UB Student Association budget breakdown
A look into where your student activity fee goes
UB undergraduates pay a $104.75 student activity fee each semester, but many don’t realize where that money goes.
The student activity fee goes directly into the Student Association’s $4.4 million budget – the largest student government budget in the SUNY system – which is managed and allocated by SA Treasurer Janet Austin.
Austin feels it’s “sad” many students do not know what SA actually does.
“I feel like lot of people think that SA money just goes to the fests but there’s so much more that goes to it,” Austin said.
SA funds the annual Fall and Spring Fests, Homecoming Carnival and the Fall and Spring Galas. SA allocates funds for off-campus activities including Sabres, AMC and Shea’s tickets and, starting this year, Bills tickets. SA also funds half of the budgets for the roughly 150 student-run clubs and organizations on-campus. The groups have to fundraise for the remainder of their budgets. A portion of the $4.4 million goes towards paying SA staff members.
The student activity fee is determined democratically, based on periodic referendums that students can vote on. The referendums let students vote on whether the fee should be mandatory – as it is now – or optional. They can also vote on whether to raise or lower the fee, and it is ultimately decided based on student consensus, according to Student Activities Assistant Director Luke Haumesser, who is responsible for ensuring the elections follow SUNY guidelines.
“It’s my responsibility to empower students to vote, to participate and to have a say. It’s not my fee, it’s their fee,” Haumesser said.
Transparency is important to Austin, and she wants students to understand they have a right to know how their money is being spent.
“Everything is public, so if students want to know where money is being spent in SA, they can look at the general ledger [online] or they can even just come up to the office and ask us,” Austin said. “I know a lot of times students get mad because they don’t see the fest artist they want so they’re like, ‘Well, where is my money going?’ Well, they can actually come up and ask us and we can tell them exactly where it’s going.”
As treasurer, Austin is responsible for looking at all the money a club wants to spend as well as allocating where $4.4 million goes. If anybody wants to make a purchase with SA money, she has to approve it. Once the purchase has her approval, Haummesser reviews the purchase to ensure it follows the SUNY student activity fee guidelines.
“[SUNY] guidelines stipulate what the fees can be used for, how the fee is collected and distributed,” Haummesser said.
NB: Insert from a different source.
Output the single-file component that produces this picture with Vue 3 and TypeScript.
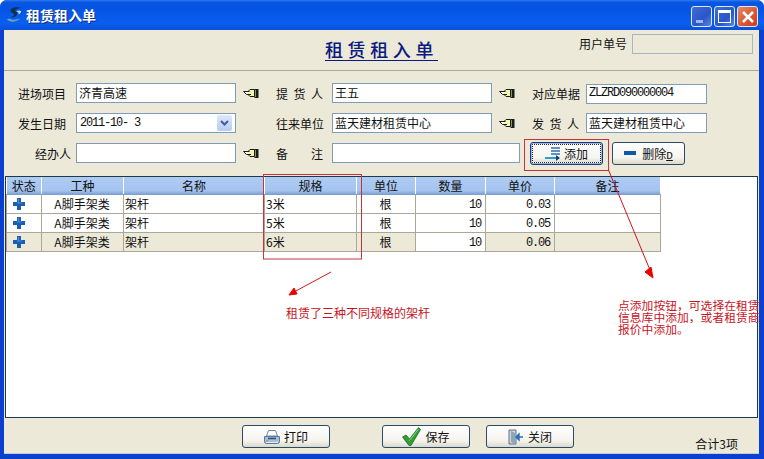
<script setup lang="ts">
interface Row {
  kind: string
  name: string
  spec: string
  unit: string
  qty: number
  price: string
  note: string
  muted?: boolean
}

const columns = [
  { title: '状态', width: 35 },
  { title: '工种', width: 82 },
  { title: '名称', width: 141 },
  { title: '规格', width: 92 },
  { title: '单位', width: 59 },
  { title: '数量', width: 70 },
  { title: '单价', width: 69 },
  { title: '备注', width: 106 }
]

const rows: Row[] = [
  { kind: 'A脚手架类', name: '架杆', spec: '3米', unit: '根', qty: 10, price: '0.03', note: '' },
  { kind: 'A脚手架类', name: '架杆', spec: '5米', unit: '根', qty: 10, price: '0.05', note: '' },
  { kind: 'A脚手架类', name: '架杆', spec: '6米', unit: '根', qty: 10, price: '0.06', note: '', muted: true }
]
</script>

<template>
  <div class="window">
    <svg class="defs" width="0" height="0">
      <symbol id="hand" viewBox="0 0 16 10">
        <path d="M.5 3.500H5L7 1.500H11.500V8.500H7L5 6.500H3.500L.5 3.500z" fill="#f2f4b0" stroke="#1a1a1a" />
        <path d="M1.500 4h4v1.500h-2z" fill="#fff" />
        <path d="M1 3.500H6.500M4 6.500H8" stroke="#1a1a1a" />
        <rect x="11.500" y="1" width="4" height="9" fill="#16201a" />
        <rect x="12" y="2" width="1" height="7" fill="#7f9a50" />
      </symbol>
    </svg>

    <header class="titlebar">
      <svg class="logo" width="15" height="16" viewBox="0 0 15 16">
        <path d="M0 12.500c3 3 9 3 13-1-3 1-8 2-10 .5-1-.5-2-.3-3 .5z" fill="#6ea6b4" />
        <path d="M5 1.500C8 0 12 0 13.500 1 11 1.200 8 2.500 7.500 4c2 0 3.500 1.500 2.500 3.500C9 10 5.500 11 3.500 10c2 0 3.500-1 3.500-2.500C7 6 3.500 6 3.500 4c0-1 .5-2 1.500-2.500z" fill="#10304e" />
        <path d="M9 4.500c1.500-1 4-1.500 5-.5.5 1-.5 2.500-2.500 3.500 .5-1.500 0-2.500-2.500-3z" fill="#bcdbe6" />
      </svg>
      <span class="titlebar-text">租赁租入单</span>
      <div class="caption-buttons">
        <span class="cap cap-blue"><i class="min-mark"></i></span>
        <span class="cap cap-blue"><i class="max-mark"></i></span>
        <span class="cap cap-red">
          <svg width="14" height="14" viewBox="0 0 14 14">
            <path d="M2 2l10 10M12 2L2 12" stroke="#fff" stroke-width="2.600" />
          </svg>
        </span>
      </div>
    </header>

    <div class="client">
      <section class="heading">
        <h1>租赁租入单</h1>
        <div class="user-no">
          <label>用户单号</label>
          <span class="readonly-box"></span>
        </div>
      </section>

      <section class="form">
        <div class="form-row">
          <label class="lbl first">进场项目</label>
          <span class="field f160">济青高速</span>
          <svg class="hand" width="16" height="10"><use href="#hand" /></svg>
          <label class="lbl second spread"><span>提</span><span>货</span><span>人</span></label>
          <span class="field f160">王五</span>
          <svg class="hand" width="16" height="10"><use href="#hand" /></svg>
          <label class="lbl third">对应单据</label>
          <span class="field f120 mono drop">ZLZRD090000004</span>
        </div>

        <div class="form-row">
          <label class="lbl first">发生日期</label>
          <span class="field f160 date mono">
            <span class="date-text">2011-10- 3</span>
            <span class="combo-btn">
              <svg width="9" height="7" viewBox="0 0 9 7"><path d="M1 1l3.500 3.500L8 1" fill="none" stroke="#3f5f9c" stroke-width="2" /></svg>
            </span>
          </span>
          <i class="hand-gap"></i>
          <label class="lbl second">往来单位</label>
          <span class="field f160">蓝天建材租赁中心</span>
          <svg class="hand" width="16" height="10"><use href="#hand" /></svg>
          <label class="lbl third spread"><span>发</span><span>货</span><span>人</span></label>
          <span class="field f120">蓝天建材租赁中心</span>
        </div>

        <div class="form-row">
          <label class="lbl first handler">经办人</label>
          <span class="field f160"></span>
          <svg class="hand" width="16" height="10"><use href="#hand" /></svg>
          <label class="lbl second spread"><span>备</span><span>注</span></label>
          <span class="field f188"></span>
          <button class="btn add-btn">
            <svg width="16" height="15" viewBox="0 0 16 15">
              <path d="M6 2h9M6 5h9M6 8h9" stroke="#2f6fb5" stroke-width="1.400" />
              <path d="M0 12h12" stroke="#2aa0c8" stroke-width="2" />
              <path d="M11 9l4 3-4 3z" fill="#14406e" />
            </svg>
            <span>添加</span>
          </button>
          <button class="btn del-btn">
            <i class="minus"></i>
            <span>删除<u class="hotkey">D</u></span>
          </button>
        </div>
      </section>

      <section class="grid-panel">
        <table class="grid">
          <colgroup>
            <col v-for="c in columns" :key="c.title" :style="{ width: c.width + 'px' }" />
          </colgroup>
          <thead>
            <tr>
              <th v-for="c in columns" :key="c.title">{{ c.title }}</th>
            </tr>
          </thead>
          <tbody>
            <tr v-for="r in rows" :key="r.spec" :class="{ muted: r.muted }">
              <td class="status">
                <svg width="12" height="12" viewBox="0 0 12 12">
                  <path d="M4 0h4v4h4v4H8v4H4V8H0V4h4z" fill="#1a5fb4" />
                  <path d="M4 4.500h5v1H4zM5 1h1v4H5z" fill="#4f8fd8" />
                </svg>
              </td>
              <td class="center">{{ r.kind }}</td>
              <td>{{ r.name }}</td>
              <td>{{ r.spec }}</td>
              <td class="center">{{ r.unit }}</td>
              <td class="right qty mono">{{ r.qty }}</td>
              <td class="right mono">{{ r.price }}</td>
              <td>{{ r.note }}</td>
            </tr>
          </tbody>
        </table>
      </section>

      <footer class="actions">
        <button class="btn foot print">
          <svg width="16" height="14" viewBox="0 0 16 14">
            <path d="M4.500 .5h7l2 5.500h-11z" fill="#fff" stroke="#6f8aa8" />
            <path d="M.5 6.500h15v5a2 2 0 0 1-2 2h-11a2 2 0 0 1-2-2z" fill="#a6c0dc" stroke="#5a7898" />
            <path d="M4 8.500h8" stroke="#2f4a68" stroke-width="1.500" />
            <path d="M2 11h2" stroke="#d86060" />
            <path d="M2 12.500h12" stroke="#e4eef8" />
          </svg>
          <span>打印</span>
        </button>
        <button class="btn foot save">
          <svg width="19" height="19" viewBox="0 0 19 19">
            <path d="M.5 10l3.500-2 3.500 4L16.500 .5 18.500 2.500 9 18.500H7z" fill="#2f9e35" stroke="#1c6a22" stroke-width=".8" />
            <path d="M7.500 13.500L16.500 2" stroke="#8edc82" fill="none" />
          </svg>
          <span>保存</span>
        </button>
        <button class="btn foot close">
          <svg width="16" height="16" viewBox="0 0 16 16">
            <path d="M1 1h7v14H1z" fill="#cfd8dc" stroke="#607080" />
            <path d="M3 2l4 2v11l-4-2z" fill="#8fa6b8" />
            <path d="M15 8H11V5L8 8l3 3V8" fill="#2a6fc0" stroke="#2a6fc0" stroke-width="1.400" />
          </svg>
          <span>关闭</span>
        </button>
        <span class="total">合计3项</span>
      </footer>
    </div>

    <!-- annotations drawn over the form -->
    <svg class="marks" width="764" height="459" viewBox="0 0 764 459">
      <rect x="263.500" y="174.500" width="98" height="84.500" fill="none" stroke="#c8323c" />
      <rect x="524.500" y="139.500" width="84" height="31" fill="none" stroke="#c8323c" />
      <path d="M608.500 170L650 270" stroke="#c8141e" fill="none" />
      <path d="M645 272l6-5 2 11z" fill="#ee0000" stroke="#ee0000" />
      <path d="M331 272L294 292" stroke="#d01818" fill="none" />
      <path d="M289 295l5-7 3 6z" fill="#ee0000" stroke="#ee0000" />
    </svg>
    <div class="note note-left">租赁了三种不同规格的架杆</div>
    <div class="note note-right">点添加按钮，可选择在租赁<br />信息库中添加，或者租赁商<br />报价中添加。</div>
  </div>
</template>

<style scoped>
.window {
  position: relative;
  width: 764px;
  height: 459px;
  display: flex;
  flex-direction: column;
  overflow: hidden;
  background: #0a3fd0;
  border-radius: 7px 7px 0 0;
  font-family: "Noto Sans CJK SC", "Liberation Sans", sans-serif;
  font-size: 12px;
  color: #111;
}
.defs {
  position: absolute;
}
.titlebar {
  height: 30px;
  flex: none;
  display: flex;
  align-items: center;
  padding: 0 6px 0 7px;
  background: linear-gradient(#2a7cf0 0, #0a56e0 8%, #0454e4 30%, #0a5ff0 75%, #0850d8 100%);
}
.logo {
  flex: none;
}
.titlebar-text {
  margin-left: 4px;
  color: #fff;
  font-size: 14px;
  line-height: 16px;
  font-weight: 700;
  text-shadow: 1px 1px 0 #0a2a80;
}
.caption-buttons {
  margin-left: auto;
  display: flex;
  gap: 2px;
  padding-top: 3px;
}
.cap {
  width: 19px;
  height: 19px;
  border: 1px solid #dfe8f8;
  border-radius: 3px;
  display: flex;
  align-items: center;
  justify-content: center;
  position: relative;
}
.cap-blue {
  background: linear-gradient(135deg, #3f6ed8, #2a55c8 60%, #5a86e4);
}
.cap-red {
  background: linear-gradient(135deg, #e88a60, #d8552f 60%, #c84020);
}
.min-mark {
  position: absolute;
  left: 4px;
  bottom: 3px;
  width: 7px;
  height: 3px;
  background: #9fb8ec;
}
.max-mark {
  width: 13px;
  height: 13px;
  box-sizing: border-box;
  border: 1px solid #fff;
  border-top-width: 3px;
}
.client {
  flex: 1;
  margin: 0 5px 5px 4px;
  background: #ece9d8;
  display: flex;
  flex-direction: column;
  min-height: 0;
}
.heading {
  height: 40px;
  flex: none;
  position: relative;
  display: flex;
  justify-content: flex-end;
  border-bottom: 1px solid #a9a99a;
}
.heading h1 {
  position: absolute;
  left: 321px;
  top: 9px;
  margin: 0;
  font-size: 18px;
  line-height: 21px;
  letter-spacing: 4.600px;
  font-weight: 500;
  color: #0a1a80;
  border-bottom: 1px solid #0a1a80;
  white-space: nowrap;
}
.user-no {
  display: flex;
  align-items: flex-start;
  gap: 5px;
  padding: 4px 6px 0 0;
}
.user-no label {
  line-height: 20px;
}
.readonly-box {
  width: 119px;
  height: 18px;
  border: 1px solid #a9b7bd;
  background: #ece9d8;
}
.form {
  height: 105px;
  flex: none;
  box-sizing: border-box;
  padding-top: 12px;
  display: flex;
  flex-direction: column;
  gap: 10px;
}
.form-row {
  height: 20px;
  display: flex;
  align-items: center;
}
.lbl {
  flex: none;
  text-align: right;
  white-space: nowrap;
}
.first {
  width: 62px;
  margin-right: 10px;
}
.handler {
  width: 67px;
  margin-right: 5px;
}
.second {
  width: 47px;
  margin: 0 9px 0 17px;
}
.third {
  width: 47px;
  margin: 0 7px 0 17px;
}
.spread {
  display: flex;
  justify-content: space-between;
}
.field {
  flex: none;
  box-sizing: border-box;
  height: 20px;
  line-height: 17px;
  padding: 0 2px;
  background: #fff;
  border: 1px solid #7f9db9;
  white-space: nowrap;
  overflow: hidden;
}
.f160 {
  width: 160px;
}
.f120 {
  width: 121px;
}
.f188 {
  width: 188px;
}
.drop {
  margin-top: 2px;
}
.mono {
  font-family: "Liberation Mono", monospace;
  font-size: 12px;
  letter-spacing: -1.200px;
}
.date {
  display: flex;
  align-items: center;
  justify-content: space-between;
  padding-left: 3px;
  padding-right: 1px;
}
.date-text {
  white-space: pre;
}
.combo-btn {
  width: 15px;
  height: 16px;
  margin-right: 2px;
  border-radius: 2px;
  background: linear-gradient(#dfe8fb, #b6cbf2);
  display: flex;
  align-items: center;
  justify-content: center;
}
.hand {
  flex: none;
  margin-left: 7px;
}
.hand-gap {
  flex: none;
  width: 23px;
}
.btn {
  flex: none;
  display: flex;
  align-items: center;
  justify-content: center;
  gap: 3px;
  padding: 0;
  font: inherit;
  font-size: 12px;
  color: #111;
  border: 1px solid #2a4a6a;
  border-radius: 3px;
  background: linear-gradient(#fff, #f5f4ee 70%, #dcd8c8);
}
.add-btn {
  width: 73px;
  height: 23px;
  margin-left: 10px;
  border-color: #1c3a74;
  box-shadow: inset 0 0 0 1px #9db8e4, inset 0 0 0 2px #fff;
  outline: 1px dotted #223;
  outline-offset: -3px;
}
.del-btn {
  width: 73px;
  height: 23px;
  margin-left: 9px;
  gap: 6px;
}
.hotkey {
  font-family: "Liberation Mono", monospace;
  font-size: 11px;
}
.minus {
  width: 12px;
  height: 4px;
  background: #0f5aa8;
}
.grid-panel {
  flex: 1;
  min-height: 0;
  background: #fff;
  border: 1px solid #1c3a4a;
  margin: 0 1px;
}
.grid {
  width: 654px;
  table-layout: fixed;
  border-collapse: collapse;
}
.grid th {
  box-sizing: border-box;
  height: 17px;
  padding: 0;
  font-weight: 400;
  font-size: 12px;
  line-height: 15px;
  background: linear-gradient(#aecbf2, #a4c4ef 80%, #7fa4d8);
  border-right: 1px solid #fff;
  border-bottom: 1px solid #7f9ec8;
}
.grid td {
  box-sizing: border-box;
  height: 19px;
  padding: 0 2px 0 1px;
  line-height: 17px;
  font-size: 12px;
  border: 1px solid #aca899;
  border-top: 0;
  white-space: nowrap;
  overflow: hidden;
}
.grid td.mono {
  padding-right: 4px;
  line-height: 15px;
  vertical-align: bottom;
}
.muted td {
  background: #ece9d8;
}
.muted .qty {
  background: #fff;
}
.status svg {
  display: block;
  margin: 0 0 0 5px;
}
.center {
  text-align: center;
}
.right {
  text-align: right;
}
.actions {
  height: 36px;
  flex: none;
  display: flex;
  align-items: center;
  padding-top: 2px;
  box-sizing: border-box;
  border-bottom: 1px solid #c3cbd8;
}
.foot {
  width: 88px;
  height: 23px;
  gap: 4px;
}
.print {
  margin-left: 238px;
}
.save {
  margin-left: 52px;
}
.close {
  margin-left: 16px;
}
.total {
  margin-left: auto;
  margin-right: 21px;
  padding-top: 13px;
}
.marks {
  position: absolute;
  left: 0;
  top: 0;
  pointer-events: none;
}
.note {
  position: absolute;
  color: #c8141e;
  font-size: 12px;
  line-height: 12px;
  white-space: nowrap;
}
.note-left {
  left: 286px;
  top: 307px;
}
.note-right {
  left: 618px;
  top: 299px;
  font-size: 11.800px;
}
</style>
He then signs a fiscal agreement with Sub-Board I, and SA can then allocate the funds as they see fit.
Every purchase is tracked and monitored, making sure to catch any errors, all while keeping open communication with SA, according to Haummesser
“The lot of checks and balances and safeguards are in place to protect the integrity of student activity fee,” he said.
After Haummesser approves a purchase, SA President Leslie Veloz or SA Vice President Jamersin Redfern give the final stamp of approval.
“But I’m really the first person to look at it and if I feel like it’s an unnecessary purchase or a good purchase, I’m the first one that looks at it. And I have to approve it before it can go through, so those other three people can’t approve of it unless I do it first,” Austin said.
Casey Berry, junior industrial engineering major “doesn’t love” the fact that she has to pay a student activity fee, but she appreciates that she’s able to participate in campus activities without paying extra, so she feels it is worth it.
“It’s nothing crazy – tuition is already thousands; a hundred isn’t too much to add on,” Berry said.
Austin thinks the student activity fee is worthwhile because it helps provide students with a well-rounded college experience.
“Coming to college is more than just going to learn and study. There’s a whole other atmosphere that students should be engaged in. [There are] other things on-campus that students should be able to go to as well and explore and not just always have to be in the library studying,” Austin said.